▶ Dataset extract

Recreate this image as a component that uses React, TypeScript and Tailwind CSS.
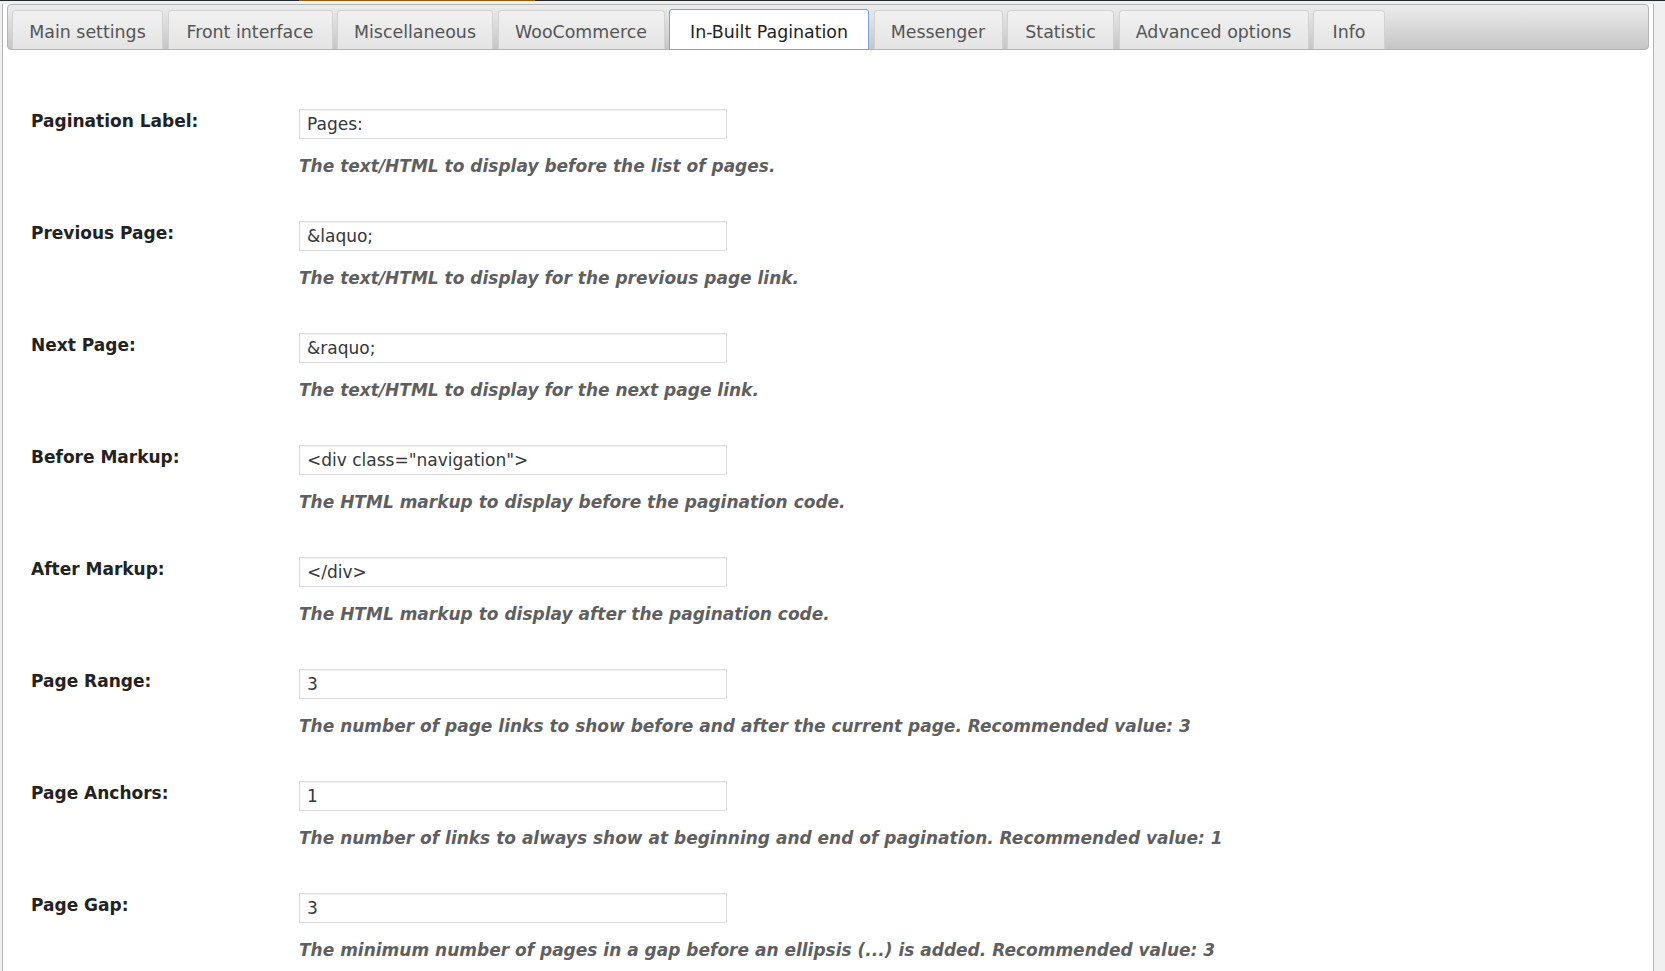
import React from 'react'

type Field = {
  label: string
  value: string
  help: string
}

type Tab = { name: string; w: string }

const tabs: Tab[] = [
  { name: 'Main settings', w: 'w-[151px]' },
  { name: 'Front interface', w: 'w-[165px]' },
  { name: 'Miscellaneous', w: 'w-[156px]' },
  { name: 'WooCommerce', w: 'w-[167px]' },
  { name: 'In-Built Pagination', w: 'w-[200px]' },
  { name: 'Messenger', w: 'w-[129px]' },
  { name: 'Statistic', w: 'w-[107px]' },
  { name: 'Advanced options', w: 'w-[190px]' },
  { name: 'Info', w: 'w-[72px]' },
]

const fields: Field[] = [
  { label: 'Pagination Label:', value: 'Pages:', help: 'The text/HTML to display before the list of pages.' },
  { label: 'Previous Page:', value: '&laquo;', help: 'The text/HTML to display for the previous page link.' },
  { label: 'Next Page:', value: '&raquo;', help: 'The text/HTML to display for the next page link.' },
  { label: 'Before Markup:', value: '<div class="navigation">', help: 'The HTML markup to display before the pagination code.' },
  { label: 'After Markup:', value: '</div>', help: 'The HTML markup to display after the pagination code.' },
  { label: 'Page Range:', value: '3', help: 'The number of page links to show before and after the current page. Recommended value: 3' },
  { label: 'Page Anchors:', value: '1', help: 'The number of links to always show at beginning and end of pagination. Recommended value: 1' },
  { label: 'Page Gap:', value: '3', help: 'The minimum number of pages in a gap before an ellipsis (...) is added. Recommended value: 3' },
]

const ACTIVE = 'In-Built Pagination'

export default function App() {
  return (
    <div className="h-[971px] w-[1665px] overflow-hidden bg-[#f0f0f0] font-['DejaVu_Sans',Verdana,sans-serif]">
      {/* admin bar edge */}
      <div className="flex h-px">
        <div className="w-[299px] bg-[#23282d]" />
        <div className="w-[236px] bg-[#9a5a0c]" />
        <div className="flex-1 bg-[#23282d]" />
      </div>

      <div className="ml-[2px] h-[970px] w-[1652px] border-x border-[#b4b4b4] bg-white">
        {/* tab bar */}
        <div className="ml-[4px] mr-[4px] mt-[3px] flex h-[46px] items-end gap-[4.5px] rounded-[4px] border border-[#b3b3b3] bg-gradient-to-b from-[#ececec] to-[#c6c6c6] pl-[4px]">
          {tabs.map((t) => {
            const active = t.name === ACTIVE
            return (
              <div
                key={t.name}
                className={
                  active
                    ? `relative top-px flex h-[41px] ${t.w} items-center justify-center rounded-t-[3px] border border-[#6ea6dd] bg-white pt-[6px] text-[17.4px] text-[#222]`
                    : `flex h-[39px] ${t.w} items-center justify-center rounded-t-[4px] border border-b-0 border-[#d2d2d2] bg-gradient-to-b from-[#f1f1f1] to-[#e4e4e4] pt-[4px] text-[17.4px] text-[#555]`
                }
              >
                {t.name}
              </div>
            )
          })}
        </div>

        {/* settings rows */}
        <div className="flex flex-col gap-[45px] pl-[28px] pt-[59px]">
          {fields.map((f) => (
            <div key={f.label} className="grid grid-cols-[268px_1fr]">
              <div className="text-[17px] font-bold leading-[24px] text-[#222]">{f.label}</div>
              <div>
                <input
                  readOnly
                  value={f.value}
                  className="block h-[30px] w-[428px] border border-[#dcdcdc] bg-white px-[7px] text-[17px] text-[#32373c] shadow-[inset_0_1px_2px_rgba(0,0,0,0.07)] outline-none"
                />
                <p className="mt-[17px] text-[17px] font-bold italic leading-[20px] text-[#5f5f5f]">{f.help}</p>
              </div>
            </div>
          ))}
        </div>
      </div>
    </div>
  )
}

▶ Directive
All of the material above is to be copied exactly, except for its images.

▶ Solution to the problem
Recreate this image as a component that uses React, TypeScript and Tailwind CSS.
import React from 'react'

type Field = {
  label: string
  value: string
  help: string
}

type Tab = { name: string; w: string }

const tabs: Tab[] = [
  { name: 'Main settings', w: 'w-[151px]' },
  { name: 'Front interface', w: 'w-[165px]' },
  { name: 'Miscellaneous', w: 'w-[156px]' },
  { name: 'WooCommerce', w: 'w-[167px]' },
  { name: 'In-Built Pagination', w: 'w-[200px]' },
  { name: 'Messenger', w: 'w-[129px]' },
  { name: 'Statistic', w: 'w-[107px]' },
  { name: 'Advanced options', w: 'w-[190px]' },
  { name: 'Info', w: 'w-[72px]' },
]

const fields: Field[] = [
  { label: 'Pagination Label:', value: 'Pages:', help: 'The text/HTML to display before the list of pages.' },
  { label: 'Previous Page:', value: '&laquo;', help: 'The text/HTML to display for the previous page link.' },
  { label: 'Next Page:', value: '&raquo;', help: 'The text/HTML to display for the next page link.' },
  { label: 'Before Markup:', value: '<div class="navigation">', help: 'The HTML markup to display before the pagination code.' },
  { label: 'After Markup:', value: '</div>', help: 'The HTML markup to display after the pagination code.' },
  { label: 'Page Range:', value: '3', help: 'The number of page links to show before and after the current page. Recommended value: 3' },
  { label: 'Page Anchors:', value: '1', help: 'The number of links to always show at beginning and end of pagination. Recommended value: 1' },
  { label: 'Page Gap:', value: '3', help: 'The minimum number of pages in a gap before an ellipsis (...) is added. Recommended value: 3' },
]

const ACTIVE = 'In-Built Pagination'

export default function App() {
  return (
    <div className="h-[971px] w-[1665px] overflow-hidden bg-[#f0f0f0] font-['DejaVu_Sans',Verdana,sans-serif]">
      {/* admin bar edge */}
      <div className="flex h-px">
        <div className="w-[299px] bg-[#23282d]" />
        <div className="w-[236px] bg-[#9a5a0c]" />
        <div className="flex-1 bg-[#23282d]" />
      </div>

      <div className="ml-[2px] h-[970px] w-[1652px] border-x border-[#b4b4b4] bg-white">
        {/* tab bar */}
        <div className="ml-[4px] mr-[4px] mt-[3px] flex h-[46px] items-end gap-[4.5px] rounded-[4px] border border-[#b3b3b3] bg-gradient-to-b from-[#ececec] to-[#c6c6c6] pl-[4px]">
          {tabs.map((t) => {
            const active = t.name === ACTIVE
            return (
              <div
                key={t.name}
                className={
                  active
                    ? `relative top-px flex h-[41px] ${t.w} items-center justify-center rounded-t-[3px] border border-[#6ea6dd] bg-white pt-[6px] text-[17.4px] text-[#222]`
                    : `flex h-[39px] ${t.w} items-center justify-center rounded-t-[4px] border border-b-0 border-[#d2d2d2] bg-gradient-to-b from-[#f1f1f1] to-[#e4e4e4] pt-[4px] text-[17.4px] text-[#555]`
                }
              >
                {t.name}
              </div>
            )
          })}
        </div>

        {/* settings rows */}
        <div className="flex flex-col gap-[45px] pl-[28px] pt-[59px]">
          {fields.map((f) => (
            <div key={f.label} className="grid grid-cols-[268px_1fr]">
              <div className="text-[17px] font-bold leading-[24px] text-[#222]">{f.label}</div>
              <div>
                <input
                  readOnly
                  value={f.value}
                  className="block h-[30px] w-[428px] border border-[#dcdcdc] bg-white px-[7px] text-[17px] text-[#32373c] shadow-[inset_0_1px_2px_rgba(0,0,0,0.07)] outline-none"
                />
                <p className="mt-[17px] text-[17px] font-bold italic leading-[20px] text-[#5f5f5f]">{f.help}</p>
              </div>
            </div>
          ))}
        </div>
      </div>
    </div>
  )
}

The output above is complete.